*REQUIREMENTS:* Check each line of the records for "components"; collect those that have it.

--- START OF INFORMATION PROVIDED ---

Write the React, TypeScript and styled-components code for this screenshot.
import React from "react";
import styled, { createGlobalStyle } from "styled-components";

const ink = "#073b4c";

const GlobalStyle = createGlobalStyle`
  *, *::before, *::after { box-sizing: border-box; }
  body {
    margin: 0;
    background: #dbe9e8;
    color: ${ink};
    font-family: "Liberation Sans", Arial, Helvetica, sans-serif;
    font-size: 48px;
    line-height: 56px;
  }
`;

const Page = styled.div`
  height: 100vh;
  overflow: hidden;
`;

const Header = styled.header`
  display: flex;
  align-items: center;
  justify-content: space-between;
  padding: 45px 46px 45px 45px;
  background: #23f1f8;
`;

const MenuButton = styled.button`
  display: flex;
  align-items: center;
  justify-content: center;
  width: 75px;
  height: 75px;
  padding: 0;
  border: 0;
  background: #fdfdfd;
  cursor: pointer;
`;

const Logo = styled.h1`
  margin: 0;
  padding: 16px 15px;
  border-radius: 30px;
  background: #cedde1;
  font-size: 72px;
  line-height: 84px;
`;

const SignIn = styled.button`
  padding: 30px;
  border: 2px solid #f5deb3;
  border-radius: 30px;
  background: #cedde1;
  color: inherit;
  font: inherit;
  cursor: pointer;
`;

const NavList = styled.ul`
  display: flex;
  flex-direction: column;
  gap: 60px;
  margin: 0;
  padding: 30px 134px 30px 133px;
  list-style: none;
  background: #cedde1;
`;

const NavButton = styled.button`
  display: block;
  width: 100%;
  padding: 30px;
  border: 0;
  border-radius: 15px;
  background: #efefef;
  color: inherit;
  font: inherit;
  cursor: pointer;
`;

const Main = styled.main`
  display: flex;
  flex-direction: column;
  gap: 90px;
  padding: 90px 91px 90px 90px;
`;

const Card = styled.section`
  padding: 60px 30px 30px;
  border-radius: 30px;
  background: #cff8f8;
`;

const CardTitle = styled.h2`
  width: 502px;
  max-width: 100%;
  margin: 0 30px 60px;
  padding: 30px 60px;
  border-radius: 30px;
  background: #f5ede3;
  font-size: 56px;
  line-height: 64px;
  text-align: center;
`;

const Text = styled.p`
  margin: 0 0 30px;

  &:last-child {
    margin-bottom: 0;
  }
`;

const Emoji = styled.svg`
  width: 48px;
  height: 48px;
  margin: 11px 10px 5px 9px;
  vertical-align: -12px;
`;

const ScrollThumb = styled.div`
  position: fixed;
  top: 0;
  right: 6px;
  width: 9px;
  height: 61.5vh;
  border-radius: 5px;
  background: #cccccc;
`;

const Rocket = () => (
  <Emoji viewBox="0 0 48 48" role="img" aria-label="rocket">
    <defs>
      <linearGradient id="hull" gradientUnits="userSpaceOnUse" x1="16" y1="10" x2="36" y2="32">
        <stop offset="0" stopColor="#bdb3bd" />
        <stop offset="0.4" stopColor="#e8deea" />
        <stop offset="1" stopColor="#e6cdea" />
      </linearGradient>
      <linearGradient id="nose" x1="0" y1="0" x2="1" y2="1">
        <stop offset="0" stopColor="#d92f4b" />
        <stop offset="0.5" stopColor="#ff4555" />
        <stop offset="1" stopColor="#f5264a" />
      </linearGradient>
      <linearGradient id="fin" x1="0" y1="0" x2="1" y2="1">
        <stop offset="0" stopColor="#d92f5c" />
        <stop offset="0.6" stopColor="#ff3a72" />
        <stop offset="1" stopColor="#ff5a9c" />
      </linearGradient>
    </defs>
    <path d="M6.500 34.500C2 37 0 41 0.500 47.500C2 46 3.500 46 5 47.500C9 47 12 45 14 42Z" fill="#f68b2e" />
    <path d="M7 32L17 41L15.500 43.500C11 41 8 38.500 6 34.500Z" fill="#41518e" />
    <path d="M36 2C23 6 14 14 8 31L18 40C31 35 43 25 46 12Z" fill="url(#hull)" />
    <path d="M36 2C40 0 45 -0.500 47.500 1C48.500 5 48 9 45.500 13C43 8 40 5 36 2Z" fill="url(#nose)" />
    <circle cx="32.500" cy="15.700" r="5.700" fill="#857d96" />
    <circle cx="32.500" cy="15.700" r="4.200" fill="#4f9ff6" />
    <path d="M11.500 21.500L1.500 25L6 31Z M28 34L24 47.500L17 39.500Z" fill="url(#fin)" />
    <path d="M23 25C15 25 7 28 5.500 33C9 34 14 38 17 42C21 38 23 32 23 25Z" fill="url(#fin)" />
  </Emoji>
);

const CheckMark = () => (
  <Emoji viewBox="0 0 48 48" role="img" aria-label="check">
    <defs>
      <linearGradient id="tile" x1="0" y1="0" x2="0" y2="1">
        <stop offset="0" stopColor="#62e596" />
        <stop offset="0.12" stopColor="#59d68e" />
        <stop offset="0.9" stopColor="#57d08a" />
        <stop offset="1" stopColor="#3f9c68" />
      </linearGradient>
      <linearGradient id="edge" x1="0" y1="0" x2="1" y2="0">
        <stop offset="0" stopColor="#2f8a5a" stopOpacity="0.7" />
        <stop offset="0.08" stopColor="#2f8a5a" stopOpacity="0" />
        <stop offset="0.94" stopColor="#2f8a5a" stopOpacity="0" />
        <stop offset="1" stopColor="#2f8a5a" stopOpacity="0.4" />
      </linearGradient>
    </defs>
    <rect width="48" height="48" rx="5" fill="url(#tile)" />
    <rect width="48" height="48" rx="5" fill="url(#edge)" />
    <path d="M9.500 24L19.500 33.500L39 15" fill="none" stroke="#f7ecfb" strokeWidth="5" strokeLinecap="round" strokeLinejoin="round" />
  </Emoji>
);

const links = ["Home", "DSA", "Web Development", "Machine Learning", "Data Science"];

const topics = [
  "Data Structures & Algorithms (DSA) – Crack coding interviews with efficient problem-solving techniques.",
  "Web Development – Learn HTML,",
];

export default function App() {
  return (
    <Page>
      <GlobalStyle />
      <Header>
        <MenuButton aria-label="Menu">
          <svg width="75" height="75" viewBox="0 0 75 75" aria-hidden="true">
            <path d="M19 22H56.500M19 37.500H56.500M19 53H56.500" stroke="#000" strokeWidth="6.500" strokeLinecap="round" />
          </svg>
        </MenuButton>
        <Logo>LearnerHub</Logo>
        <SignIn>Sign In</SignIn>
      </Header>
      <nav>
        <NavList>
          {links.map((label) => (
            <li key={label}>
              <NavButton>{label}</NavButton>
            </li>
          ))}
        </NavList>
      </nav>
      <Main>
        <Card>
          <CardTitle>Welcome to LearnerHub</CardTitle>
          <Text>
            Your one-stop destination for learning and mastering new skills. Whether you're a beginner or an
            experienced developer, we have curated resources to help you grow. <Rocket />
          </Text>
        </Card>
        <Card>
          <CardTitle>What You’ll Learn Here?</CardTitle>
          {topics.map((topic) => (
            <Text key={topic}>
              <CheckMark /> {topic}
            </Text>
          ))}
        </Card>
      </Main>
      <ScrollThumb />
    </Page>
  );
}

--- END OF INFORMATION PROVIDED ---
--- START OF INFORMATION PROVIDED ---

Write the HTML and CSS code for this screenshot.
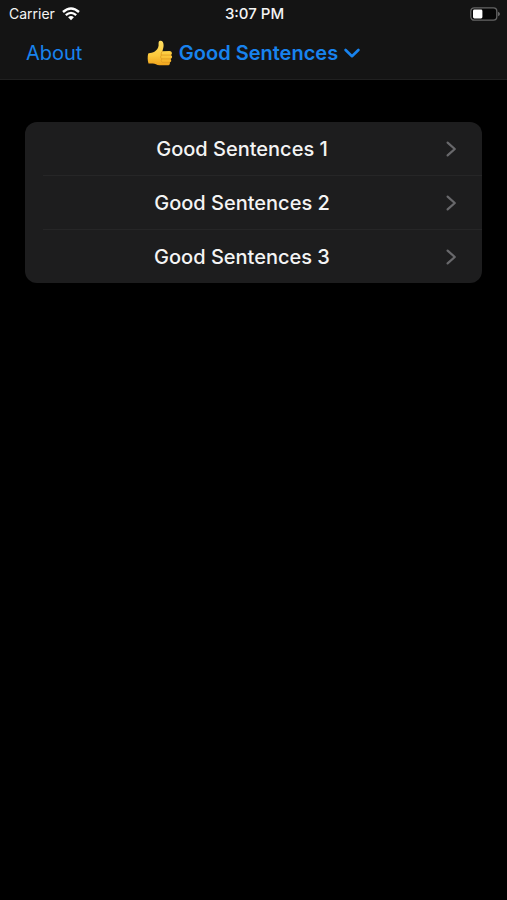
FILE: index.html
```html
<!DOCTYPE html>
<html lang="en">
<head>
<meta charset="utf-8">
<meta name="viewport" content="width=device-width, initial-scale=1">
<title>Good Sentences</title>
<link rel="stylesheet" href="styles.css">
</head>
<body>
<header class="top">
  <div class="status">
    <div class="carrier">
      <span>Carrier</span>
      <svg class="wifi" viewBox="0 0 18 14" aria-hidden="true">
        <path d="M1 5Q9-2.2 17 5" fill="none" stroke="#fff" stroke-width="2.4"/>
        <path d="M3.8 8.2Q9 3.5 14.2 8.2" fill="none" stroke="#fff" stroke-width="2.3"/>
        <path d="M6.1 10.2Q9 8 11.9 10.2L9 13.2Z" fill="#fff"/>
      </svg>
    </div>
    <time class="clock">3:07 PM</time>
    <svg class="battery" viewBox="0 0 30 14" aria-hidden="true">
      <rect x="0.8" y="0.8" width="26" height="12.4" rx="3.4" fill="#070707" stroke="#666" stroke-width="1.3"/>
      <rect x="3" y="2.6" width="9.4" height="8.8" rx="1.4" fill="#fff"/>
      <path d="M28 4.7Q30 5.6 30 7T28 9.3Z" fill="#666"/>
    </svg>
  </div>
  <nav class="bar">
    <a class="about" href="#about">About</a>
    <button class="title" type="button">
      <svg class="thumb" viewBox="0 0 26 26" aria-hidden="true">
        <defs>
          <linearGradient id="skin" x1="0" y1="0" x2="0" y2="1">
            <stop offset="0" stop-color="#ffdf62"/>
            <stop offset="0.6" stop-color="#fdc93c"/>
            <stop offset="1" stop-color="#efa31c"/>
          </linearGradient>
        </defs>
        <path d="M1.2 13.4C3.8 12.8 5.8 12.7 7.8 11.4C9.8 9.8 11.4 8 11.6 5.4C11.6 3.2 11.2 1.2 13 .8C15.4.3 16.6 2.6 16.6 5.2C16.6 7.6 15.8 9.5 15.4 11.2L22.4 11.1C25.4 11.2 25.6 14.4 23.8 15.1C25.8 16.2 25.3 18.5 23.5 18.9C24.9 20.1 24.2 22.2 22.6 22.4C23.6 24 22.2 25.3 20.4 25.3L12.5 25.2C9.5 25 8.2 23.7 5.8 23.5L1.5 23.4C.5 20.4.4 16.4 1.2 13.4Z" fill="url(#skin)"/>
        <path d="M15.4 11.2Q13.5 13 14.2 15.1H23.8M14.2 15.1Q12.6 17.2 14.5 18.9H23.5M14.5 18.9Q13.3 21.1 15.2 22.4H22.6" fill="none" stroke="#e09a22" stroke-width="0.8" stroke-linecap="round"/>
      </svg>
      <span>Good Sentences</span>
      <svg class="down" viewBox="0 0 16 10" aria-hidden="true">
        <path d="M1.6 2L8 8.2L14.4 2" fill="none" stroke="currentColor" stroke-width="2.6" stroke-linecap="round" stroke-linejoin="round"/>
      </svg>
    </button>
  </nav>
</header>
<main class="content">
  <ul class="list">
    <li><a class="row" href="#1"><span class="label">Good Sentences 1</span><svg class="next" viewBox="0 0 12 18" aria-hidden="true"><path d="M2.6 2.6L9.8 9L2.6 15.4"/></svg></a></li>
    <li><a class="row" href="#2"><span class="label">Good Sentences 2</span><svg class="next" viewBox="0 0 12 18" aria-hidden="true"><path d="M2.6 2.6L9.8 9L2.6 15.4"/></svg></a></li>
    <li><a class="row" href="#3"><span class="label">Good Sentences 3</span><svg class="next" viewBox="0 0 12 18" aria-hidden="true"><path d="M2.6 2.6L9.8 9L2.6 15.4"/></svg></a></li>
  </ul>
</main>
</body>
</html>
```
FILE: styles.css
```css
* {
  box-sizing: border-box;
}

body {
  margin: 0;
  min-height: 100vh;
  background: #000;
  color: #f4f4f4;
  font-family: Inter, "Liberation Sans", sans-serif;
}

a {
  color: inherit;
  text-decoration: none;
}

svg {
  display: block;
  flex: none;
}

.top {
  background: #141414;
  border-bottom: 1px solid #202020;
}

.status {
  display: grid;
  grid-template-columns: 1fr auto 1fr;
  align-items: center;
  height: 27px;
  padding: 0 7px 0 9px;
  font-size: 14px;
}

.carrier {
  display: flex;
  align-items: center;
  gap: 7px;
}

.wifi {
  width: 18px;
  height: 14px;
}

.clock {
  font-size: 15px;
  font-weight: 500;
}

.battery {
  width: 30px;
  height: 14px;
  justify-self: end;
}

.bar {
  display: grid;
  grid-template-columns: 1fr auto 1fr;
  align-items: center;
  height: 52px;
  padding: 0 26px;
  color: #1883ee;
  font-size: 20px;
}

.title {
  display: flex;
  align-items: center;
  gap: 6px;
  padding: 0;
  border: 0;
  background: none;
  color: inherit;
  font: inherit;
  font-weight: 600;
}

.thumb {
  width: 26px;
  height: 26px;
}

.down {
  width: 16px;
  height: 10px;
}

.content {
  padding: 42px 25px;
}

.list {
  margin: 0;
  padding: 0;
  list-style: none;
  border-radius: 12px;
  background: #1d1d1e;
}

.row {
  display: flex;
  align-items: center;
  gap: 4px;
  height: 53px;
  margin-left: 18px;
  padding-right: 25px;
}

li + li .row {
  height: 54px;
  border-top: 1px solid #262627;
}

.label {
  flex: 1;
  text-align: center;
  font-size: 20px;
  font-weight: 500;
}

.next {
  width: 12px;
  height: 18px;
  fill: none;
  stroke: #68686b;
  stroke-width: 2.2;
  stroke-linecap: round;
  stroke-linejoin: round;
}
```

--- END OF INFORMATION PROVIDED ---

*RESULT:*
Write the React, TypeScript and styled-components code for this screenshot.
import styled, { createGlobalStyle } from "styled-components";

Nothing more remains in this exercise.